:: DATA SUPPLIED

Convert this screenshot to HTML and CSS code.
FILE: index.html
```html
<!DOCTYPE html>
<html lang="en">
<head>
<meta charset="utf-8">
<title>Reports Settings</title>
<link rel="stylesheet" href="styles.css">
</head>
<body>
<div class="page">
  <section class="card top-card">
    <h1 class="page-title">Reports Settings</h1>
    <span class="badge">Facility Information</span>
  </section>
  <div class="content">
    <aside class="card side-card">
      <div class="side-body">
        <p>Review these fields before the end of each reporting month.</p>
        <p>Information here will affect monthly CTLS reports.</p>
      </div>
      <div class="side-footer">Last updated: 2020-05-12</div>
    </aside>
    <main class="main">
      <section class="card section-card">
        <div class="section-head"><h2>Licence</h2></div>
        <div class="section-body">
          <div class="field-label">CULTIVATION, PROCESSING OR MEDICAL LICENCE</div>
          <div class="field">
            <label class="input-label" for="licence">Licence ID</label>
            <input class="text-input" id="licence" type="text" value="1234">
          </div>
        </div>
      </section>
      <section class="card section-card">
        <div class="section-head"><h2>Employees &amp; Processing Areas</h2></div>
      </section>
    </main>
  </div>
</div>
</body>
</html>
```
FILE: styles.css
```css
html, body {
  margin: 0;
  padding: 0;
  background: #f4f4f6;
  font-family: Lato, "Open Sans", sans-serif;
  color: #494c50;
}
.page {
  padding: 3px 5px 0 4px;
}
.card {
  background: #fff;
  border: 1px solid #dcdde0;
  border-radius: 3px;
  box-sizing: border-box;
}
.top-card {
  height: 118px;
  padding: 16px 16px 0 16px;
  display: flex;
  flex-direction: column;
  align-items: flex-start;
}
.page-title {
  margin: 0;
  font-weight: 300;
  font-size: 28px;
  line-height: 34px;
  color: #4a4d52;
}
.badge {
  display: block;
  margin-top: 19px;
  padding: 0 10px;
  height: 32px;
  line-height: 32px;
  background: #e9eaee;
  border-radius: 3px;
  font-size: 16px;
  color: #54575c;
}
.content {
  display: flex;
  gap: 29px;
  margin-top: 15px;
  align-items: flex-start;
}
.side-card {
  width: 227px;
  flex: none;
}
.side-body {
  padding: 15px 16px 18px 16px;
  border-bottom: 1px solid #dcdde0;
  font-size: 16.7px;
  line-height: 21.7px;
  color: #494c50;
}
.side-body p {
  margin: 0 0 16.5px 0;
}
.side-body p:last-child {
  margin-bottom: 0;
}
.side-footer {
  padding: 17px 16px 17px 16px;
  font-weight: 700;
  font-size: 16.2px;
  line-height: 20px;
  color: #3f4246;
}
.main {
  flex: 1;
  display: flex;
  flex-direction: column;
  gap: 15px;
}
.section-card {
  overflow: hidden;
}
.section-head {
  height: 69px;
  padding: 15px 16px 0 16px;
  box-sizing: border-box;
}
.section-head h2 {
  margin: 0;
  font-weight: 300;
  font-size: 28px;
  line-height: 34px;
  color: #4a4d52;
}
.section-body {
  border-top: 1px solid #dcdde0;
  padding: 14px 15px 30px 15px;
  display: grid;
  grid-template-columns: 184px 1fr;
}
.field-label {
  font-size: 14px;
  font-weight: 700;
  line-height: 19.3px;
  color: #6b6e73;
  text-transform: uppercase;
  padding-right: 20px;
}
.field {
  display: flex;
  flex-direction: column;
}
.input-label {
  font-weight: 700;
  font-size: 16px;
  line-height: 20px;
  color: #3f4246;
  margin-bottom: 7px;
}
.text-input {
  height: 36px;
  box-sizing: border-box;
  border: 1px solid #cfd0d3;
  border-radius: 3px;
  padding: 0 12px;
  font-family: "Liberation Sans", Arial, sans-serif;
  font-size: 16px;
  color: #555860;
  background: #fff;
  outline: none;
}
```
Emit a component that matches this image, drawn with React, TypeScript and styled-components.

::::

**DIRECTION**
Print the material once more, exactly.

**COMPLETED EXERCISE**
Convert this screenshot to HTML and CSS code.
FILE: index.html
```html
<!DOCTYPE html>
<html lang="en">
<head>
<meta charset="utf-8">
<title>Reports Settings</title>
<link rel="stylesheet" href="styles.css">
</head>
<body>
<div class="page">
  <section class="card top-card">
    <h1 class="page-title">Reports Settings</h1>
    <span class="badge">Facility Information</span>
  </section>
  <div class="content">
    <aside class="card side-card">
      <div class="side-body">
        <p>Review these fields before the end of each reporting month.</p>
        <p>Information here will affect monthly CTLS reports.</p>
      </div>
      <div class="side-footer">Last updated: 2020-05-12</div>
    </aside>
    <main class="main">
      <section class="card section-card">
        <div class="section-head"><h2>Licence</h2></div>
        <div class="section-body">
          <div class="field-label">CULTIVATION, PROCESSING OR MEDICAL LICENCE</div>
          <div class="field">
            <label class="input-label" for="licence">Licence ID</label>
            <input class="text-input" id="licence" type="text" value="1234">
          </div>
        </div>
      </section>
      <section class="card section-card">
        <div class="section-head"><h2>Employees &amp; Processing Areas</h2></div>
      </section>
    </main>
  </div>
</div>
</body>
</html>
```
FILE: styles.css
```css
html, body {
  margin: 0;
  padding: 0;
  background: #f4f4f6;
  font-family: Lato, "Open Sans", sans-serif;
  color: #494c50;
}
.page {
  padding: 3px 5px 0 4px;
}
.card {
  background: #fff;
  border: 1px solid #dcdde0;
  border-radius: 3px;
  box-sizing: border-box;
}
.top-card {
  height: 118px;
  padding: 16px 16px 0 16px;
  display: flex;
  flex-direction: column;
  align-items: flex-start;
}
.page-title {
  margin: 0;
  font-weight: 300;
  font-size: 28px;
  line-height: 34px;
  color: #4a4d52;
}
.badge {
  display: block;
  margin-top: 19px;
  padding: 0 10px;
  height: 32px;
  line-height: 32px;
  background: #e9eaee;
  border-radius: 3px;
  font-size: 16px;
  color: #54575c;
}
.content {
  display: flex;
  gap: 29px;
  margin-top: 15px;
  align-items: flex-start;
}
.side-card {
  width: 227px;
  flex: none;
}
.side-body {
  padding: 15px 16px 18px 16px;
  border-bottom: 1px solid #dcdde0;
  font-size: 16.7px;
  line-height: 21.7px;
  color: #494c50;
}
.side-body p {
  margin: 0 0 16.5px 0;
}
.side-body p:last-child {
  margin-bottom: 0;
}
.side-footer {
  padding: 17px 16px 17px 16px;
  font-weight: 700;
  font-size: 16.2px;
  line-height: 20px;
  color: #3f4246;
}
.main {
  flex: 1;
  display: flex;
  flex-direction: column;
  gap: 15px;
}
.section-card {
  overflow: hidden;
}
.section-head {
  height: 69px;
  padding: 15px 16px 0 16px;
  box-sizing: border-box;
}
.section-head h2 {
  margin: 0;
  font-weight: 300;
  font-size: 28px;
  line-height: 34px;
  color: #4a4d52;
}
.section-body {
  border-top: 1px solid #dcdde0;
  padding: 14px 15px 30px 15px;
  display: grid;
  grid-template-columns: 184px 1fr;
}
.field-label {
  font-size: 14px;
  font-weight: 700;
  line-height: 19.3px;
  color: #6b6e73;
  text-transform: uppercase;
  padding-right: 20px;
}
.field {
  display: flex;
  flex-direction: column;
}
.input-label {
  font-weight: 700;
  font-size: 16px;
  line-height: 20px;
  color: #3f4246;
  margin-bottom: 7px;
}
.text-input {
  height: 36px;
  box-sizing: border-box;
  border: 1px solid #cfd0d3;
  border-radius: 3px;
  padding: 0 12px;
  font-family: "Liberation Sans", Arial, sans-serif;
  font-size: 16px;
  color: #555860;
  background: #fff;
  outline: none;
}
```
Emit a component that matches this image, drawn with React, TypeScript and styled-components.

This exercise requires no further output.